On Tuesday, headlines were filled with reports out of Ukraine – which not a single journalist decided to fact-check – that a prominent anti-Putin journalist, Arkady Babachenko, had been murdered in his Kiev apartment – “shot three times in the back” after returning from the store to buy bread. Immediately, the echo chamber shouted “Putin’s fault.”
The next day, Babachenko showed up at a press conference, where Ukrainian authorities announced that his death had been an elaborate hoax in order to catch his actual assassins who they claim are now in custody.
The scheme has received massive international backlash – from horrified journalist colleagues who were kept in the dark and thought, to the Kremlin, to the International Federation of Journalists (IFJ) – which called the staging “intolerable” and “inadmissible.”
“Arkady Babchenko is still alive and can continue to do his job as a critical journalist: the news is excellent,” said Philippe Leruth, the president of the IFJ, in a statement.
“But in falsely spreading the news of his murder, the Ukrainian authorities have gravely harmed the credibility of information, and their brief communication risks being seen as a propaganda operation,”
Journalist Sophie Pinkham writes in The Guardian of the rollercoaster of emotions she and fellow journalists experienced over their friend, concerns they had for their own safety, and the damage this has done to Ukraine’s credibility.
No one had trouble believing this story; no one even considered questioning it. It was gruesomely familiar, similar to the many horrifying stories we’d already heard from Russia, Ukraine, and other countries where journalists are killed for their reporting.
Would they be killed, too? We agreed that it was unlikely that the Ukrainian government would find Babchenko’s killer. If anyone would discover the truth, it would be journalists. And by investigating the killing, they might very well be risking their own lives.
For me, for my visiting friend, and for many others, relief soon gave way to doubts about the ethics and the wisdom of this “special operation”. On Facebook, the Ukrainian MP Anton Herashchenko tried to explain why it had been necessary to disseminate an artist’s sketch of a supposed killer “with a Caucasian appearance”.
Ukraine has an increasingly serious problem of ultranationalist attacks on ethnic and other minorities, as well as journalists.)
In its endless one-upmanship against Russia, Ukraine has once again cut off its nose to spite its face, severely undermining its own credibility and that of journalists.
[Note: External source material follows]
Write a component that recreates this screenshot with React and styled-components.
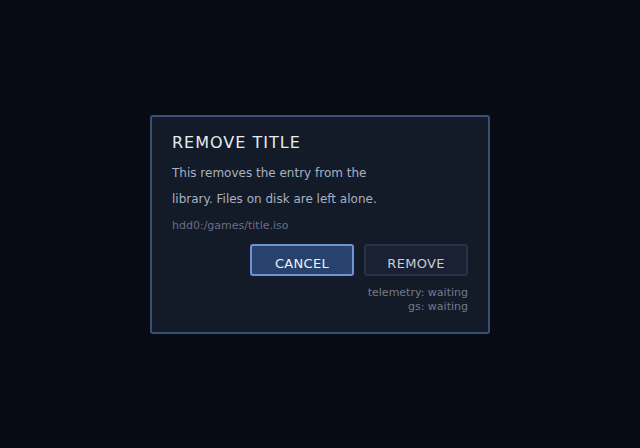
import React from 'react';
import styled, { createGlobalStyle } from 'styled-components';

const GlobalStyle = createGlobalStyle`
  html, body {
    margin: 0;
    padding: 0;
    background: #070b14;
  }
  body {
    font-family: "DejaVu Sans", sans-serif;
  }
`;

const Screen = styled.div`
  width: 640px;
  height: 448px;
  display: flex;
  align-items: center;
  justify-content: center;
  background: #070b14;
`;

const Dialog = styled.div`
  box-sizing: border-box;
  width: 340px;
  height: 219px;
  margin-top: 1px;
  padding: 16px 20px 18px 20px;
  background: #131a28;
  border: 2px solid #3a5079;
  border-radius: 3px;
  display: flex;
  flex-direction: column;
`;

const Title = styled.h2`
  margin: 0;
  font-size: 16px;
  font-weight: normal;
  letter-spacing: 1px;
  color: #e6eaf2;
  line-height: 20px;
`;

const Body = styled.p`
  margin: 7px 0 0 0;
  width: 220px;
  font-size: 12px;
  line-height: 26px;
  color: #a9b1c2;
`;

const Path = styled.div`
  margin-top: 6px;
  font-size: 11px;
  line-height: 16px;
  color: #687082;
`;

const Actions = styled.div`
  display: flex;
  justify-content: flex-end;
  gap: 10px;
  margin-top: 10px;
`;

const Button = styled.button`
  box-sizing: border-box;
  width: 104px;
  height: 32px;
  padding: 6px 0 0 0;
  font-family: "DejaVu Sans", sans-serif;
  font-size: 13px;
  letter-spacing: 0.3px;
  border-radius: 3px;
  color: ${p => (p.$primary ? '#eef2f8' : '#c6ccd8')};
  background: ${p => (p.$primary ? '#29426d' : '#1a2132')};
  border: 2px solid ${p => (p.$primary ? '#6e93d6' : '#283349')};
`;

const Status = styled.div`
  margin-top: 10px;
  text-align: right;
  font-size: 11px;
  line-height: 14px;
  color: #737b8b;
`;

export default function App() {
  return (
    <>
      <GlobalStyle />
      <Screen>
        <Dialog>
          <Title>REMOVE TITLE</Title>
          <Body>This removes the entry from the library. Files on disk are left alone.</Body>
          <Path>hdd0:/games/title.iso</Path>
          <Actions>
            <Button $primary>CANCEL</Button>
            <Button>REMOVE</Button>
          </Actions>
          <Status>
            telemetry: waiting
            <br />
            gs: waiting
          </Status>
        </Dialog>
      </Screen>
    </>
  );
}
This stunt also seems a gratuitous blow to what is left of public sincerity, compassion, and trust. Next time a journalist is killed in Ukraine (and, unfortunately, it seems certain that there will be a next time), even the least cynical observers, the kinds of people who wept all night over Babchenko’s supposed death, will likely wonder whether they should believe in a tragic death until they’ve inspected the corpse themselves. -The Guardian
According to Tuesday’s media “reports”, the journalist, Arkady Babachenko, was shot three times in the back in his apartment building in the Ukrainian capital of Kiev last Tuesday after going out to buy bread – his wife finding him in a pool of blood after she came out of the bathroom following the “murder.” He was pronounced dead in an ambulance on the way to the hospital.